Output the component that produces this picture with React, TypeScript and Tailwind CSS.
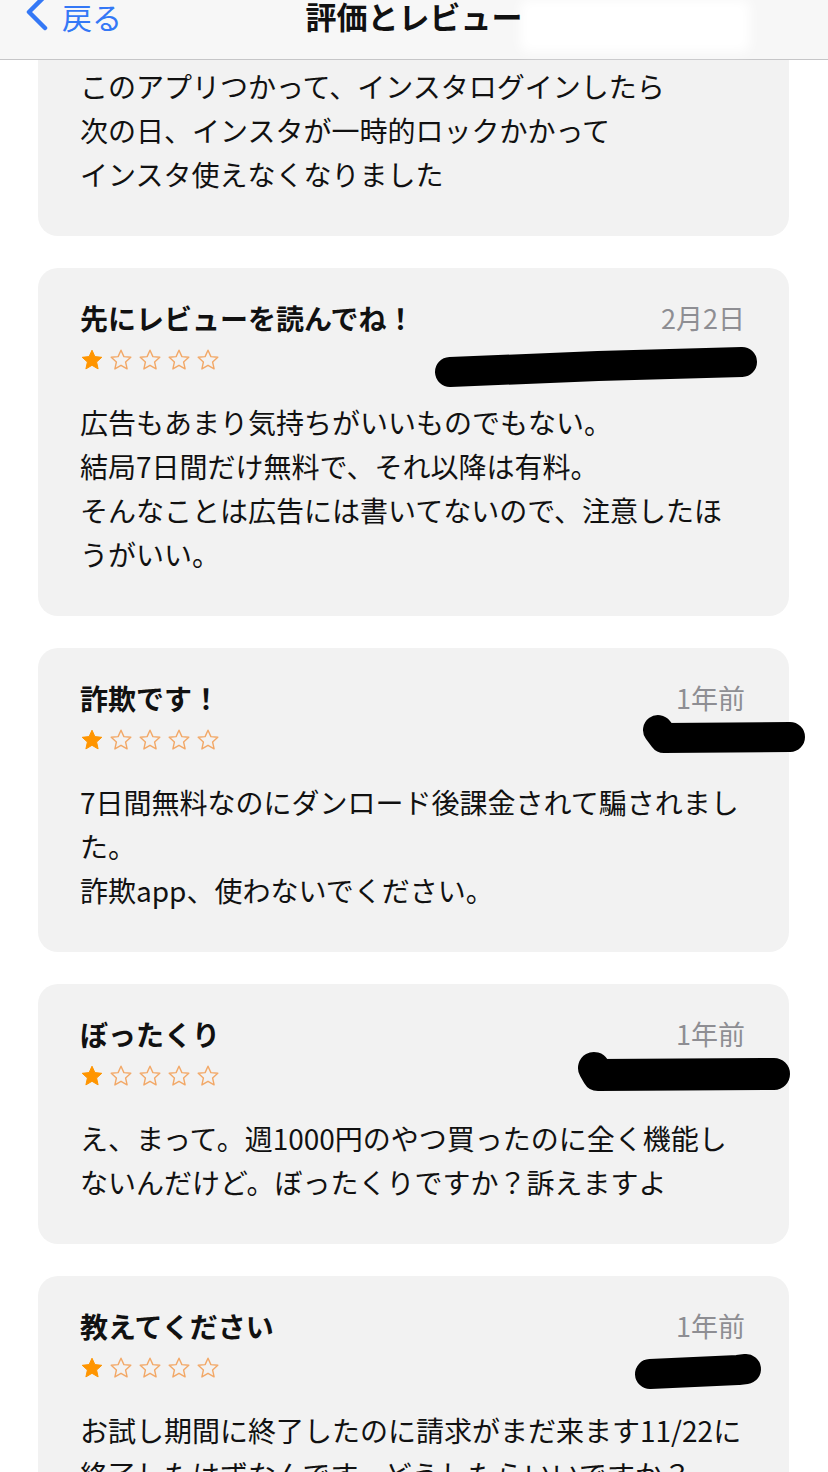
import React from 'react';

type Review = {
  title?: string;
  date?: string;
  body: string;
  blob?: React.ReactNode;
};

const jp = { fontFamily: '"Noto Sans CJK JP", "Noto Sans", sans-serif' };

function Star({ filled }: { filled: boolean }) {
  return (
    <svg width="24" height="24" viewBox="0 0 24 24" className="shrink-0">
      <path
        d="M12 2.2l2.9 6.4 6.9.7-5.2 4.7 1.5 6.9L12 17.3l-6.1 3.6 1.5-6.9-5.2-4.7 6.9-.7z"
        fill={filled ? '#ff9500' : 'none'}
        stroke={filled ? '#ff9500' : '#f2a867'}
        strokeWidth={filled ? 1 : 1.4}
        strokeLinejoin="round"
      />
    </svg>
  );
}

// black marker scribbles covering the user names
function Blob({ d, w = 32 }: { d: string; w?: number }) {
  return (
    <svg className="absolute left-0 top-0 overflow-visible" width="1" height="1">
      <path d={d} stroke="#000" strokeWidth={w} strokeLinecap="round" strokeLinejoin="round" fill="none" />
    </svg>
  );
}

const reviews: Review[] = [
  {
    title: '先にレビューを読んでね！',
    date: '2月2日',
    body: '広告もあまり気持ちがいいものでもない。\n結局7日間だけ無料で、それ以降は有料。\nそんなことは広告には書いてないので、注意したほうがいい。',
    blob: <Blob d="M412 104 L560 98 L704 94" w={30} />,
  },
  {
    title: '詐欺です！',
    date: '1年前',
    body: '7日間無料なのにダンロード後課金されて騙されました。\n詐欺app、使わないでください。',
    blob: <Blob d="M620 82 L626 90 L752 89" w={30} />,
  },
  {
    title: 'ぼったくり',
    date: '1年前',
    body: 'え、まって。週1000円のやつ買ったのに全く機能しないんだけど。ぼったくりですか？訴えますよ',
    blob: <Blob d="M556 84 L560 91 L736 90" w={32} />,
  },
  {
    title: '教えてください',
    date: '1年前',
    body: 'お試し期間に終了したのに請求がまだ来ます11/22に終了したはずなんです。どうしたらいいですか？',
    blob: <Blob d="M612 98 L700 94 L708 93" w={30} />,
  },
];

function ReviewCard({ r }: { r: Review }) {
  return (
    <div className="relative rounded-[20px] bg-[#f2f2f2] pl-[42px] pr-[44px] pt-[28px] pb-[40px]">
      <div className="flex items-center justify-between h-[44px]">
        <span className="text-[28px] font-bold text-[#111]">{r.title}</span>
        <span className="text-[27px] text-[#8e8e93]">{r.date}</span>
      </div>
      <div className="flex items-center gap-[5px] h-[40px]">
        <Star filled />
        <Star filled={false} />
        <Star filled={false} />
        <Star filled={false} />
        <Star filled={false} />
      </div>
      <p className="mt-[20px] whitespace-pre-line text-[28px] leading-[44px] text-[#111]">{r.body}</p>
      {r.blob}
    </div>
  );
}

export default function App() {
  return (
    <div className="h-[1472px] w-[828px] overflow-hidden bg-white" style={jp}>
      {/* Nav bar */}
      <header className="relative h-[60px] border-b border-[#c6c6c8] bg-[#f7f7f7]">
        <div className="absolute left-[520px] top-0 h-[52px] w-[230px] rounded-[8px] bg-white blur-[6px]" />
        <div className="relative flex h-[32px] items-center">
          <div className="flex items-center pl-[24px] text-[#3478f6]">
            <svg width="26" height="40" viewBox="0 0 26 40" className="-mt-[4px]">
              <path d="M21 2 L5 18 L21 34" stroke="#3478f6" strokeWidth="4.5" fill="none" strokeLinecap="round" strokeLinejoin="round" />
            </svg>
            <span className="ml-[12px] text-[30px] leading-[32px]">戻る</span>
          </div>
          <div className="absolute left-0 right-0 text-center text-[31px] font-bold leading-[32px] text-[#111]">
            評価とレビュー
          </div>
        </div>
      </header>

      <div className="flex flex-col gap-[32px] px-[38px] pr-[39px]">
        <div className="rounded-b-[20px] bg-[#f2f2f2] pl-[42px] pr-[44px] pt-[4px] pb-[40px]">
          <p className="whitespace-pre-line text-[28px] leading-[44px] text-[#111]">
            {'このアプリつかって、インスタログインしたら\n次の日、インスタが一時的ロックかかって\nインスタ使えなくなりました'}
          </p>
        </div>
        {reviews.map((r, i) => (
          <ReviewCard key={i} r={r} />
        ))}
      </div>
    </div>
  );
}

EXERCISE OBJECTIVE: Each line above is to be copied verbatim. Drop any image from the copy.

WRITTEN ANSWER:
Output the component that produces this picture with React, TypeScript and Tailwind CSS.
import React from 'react';

type Review = {
  title?: string;
  date?: string;
  body: string;
  blob?: React.ReactNode;
};

const jp = { fontFamily: '"Noto Sans CJK JP", "Noto Sans", sans-serif' };

function Star({ filled }: { filled: boolean }) {
  return (
    <svg width="24" height="24" viewBox="0 0 24 24" className="shrink-0">
      <path
        d="M12 2.2l2.9 6.4 6.9.7-5.2 4.7 1.5 6.9L12 17.3l-6.1 3.6 1.5-6.9-5.2-4.7 6.9-.7z"
        fill={filled ? '#ff9500' : 'none'}
        stroke={filled ? '#ff9500' : '#f2a867'}
        strokeWidth={filled ? 1 : 1.4}
        strokeLinejoin="round"
      />
    </svg>
  );
}

// black marker scribbles covering the user names
function Blob({ d, w = 32 }: { d: string; w?: number }) {
  return (
    <svg className="absolute left-0 top-0 overflow-visible" width="1" height="1">
      <path d={d} stroke="#000" strokeWidth={w} strokeLinecap="round" strokeLinejoin="round" fill="none" />
    </svg>
  );
}

const reviews: Review[] = [
  {
    title: '先にレビューを読んでね！',
    date: '2月2日',
    body: '広告もあまり気持ちがいいものでもない。\n結局7日間だけ無料で、それ以降は有料。\nそんなことは広告には書いてないので、注意したほうがいい。',
    blob: <Blob d="M412 104 L560 98 L704 94" w={30} />,
  },
  {
    title: '詐欺です！',
    date: '1年前',
    body: '7日間無料なのにダンロード後課金されて騙されました。\n詐欺app、使わないでください。',
    blob: <Blob d="M620 82 L626 90 L752 89" w={30} />,
  },
  {
    title: 'ぼったくり',
    date: '1年前',
    body: 'え、まって。週1000円のやつ買ったのに全く機能しないんだけど。ぼったくりですか？訴えますよ',
    blob: <Blob d="M556 84 L560 91 L736 90" w={32} />,
  },
  {
    title: '教えてください',
    date: '1年前',
    body: 'お試し期間に終了したのに請求がまだ来ます11/22に終了したはずなんです。どうしたらいいですか？',
    blob: <Blob d="M612 98 L700 94 L708 93" w={30} />,
  },
];

function ReviewCard({ r }: { r: Review }) {
  return (
    <div className="relative rounded-[20px] bg-[#f2f2f2] pl-[42px] pr-[44px] pt-[28px] pb-[40px]">
      <div className="flex items-center justify-between h-[44px]">
        <span className="text-[28px] font-bold text-[#111]">{r.title}</span>
        <span className="text-[27px] text-[#8e8e93]">{r.date}</span>
      </div>
      <div className="flex items-center gap-[5px] h-[40px]">
        <Star filled />
        <Star filled={false} />
        <Star filled={false} />
        <Star filled={false} />
        <Star filled={false} />
      </div>
      <p className="mt-[20px] whitespace-pre-line text-[28px] leading-[44px] text-[#111]">{r.body}</p>
      {r.blob}
    </div>
  );
}

export default function App() {
  return (
    <div className="h-[1472px] w-[828px] overflow-hidden bg-white" style={jp}>
      {/* Nav bar */}
      <header className="relative h-[60px] border-b border-[#c6c6c8] bg-[#f7f7f7]">
        <div className="absolute left-[520px] top-0 h-[52px] w-[230px] rounded-[8px] bg-white blur-[6px]" />
        <div className="relative flex h-[32px] items-center">
          <div className="flex items-center pl-[24px] text-[#3478f6]">
            <svg width="26" height="40" viewBox="0 0 26 40" className="-mt-[4px]">
              <path d="M21 2 L5 18 L21 34" stroke="#3478f6" strokeWidth="4.5" fill="none" strokeLinecap="round" strokeLinejoin="round" />
            </svg>
            <span className="ml-[12px] text-[30px] leading-[32px]">戻る</span>
          </div>
          <div className="absolute left-0 right-0 text-center text-[31px] font-bold leading-[32px] text-[#111]">
            評価とレビュー
          </div>
        </div>
      </header>

      <div className="flex flex-col gap-[32px] px-[38px] pr-[39px]">
        <div className="rounded-b-[20px] bg-[#f2f2f2] pl-[42px] pr-[44px] pt-[4px] pb-[40px]">
          <p className="whitespace-pre-line text-[28px] leading-[44px] text-[#111]">
            {'このアプリつかって、インスタログインしたら\n次の日、インスタが一時的ロックかかって\nインスタ使えなくなりました'}
          </p>
        </div>
        {reviews.map((r, i) => (
          <ReviewCard key={i} r={r} />
        ))}
      </div>
    </div>
  );
}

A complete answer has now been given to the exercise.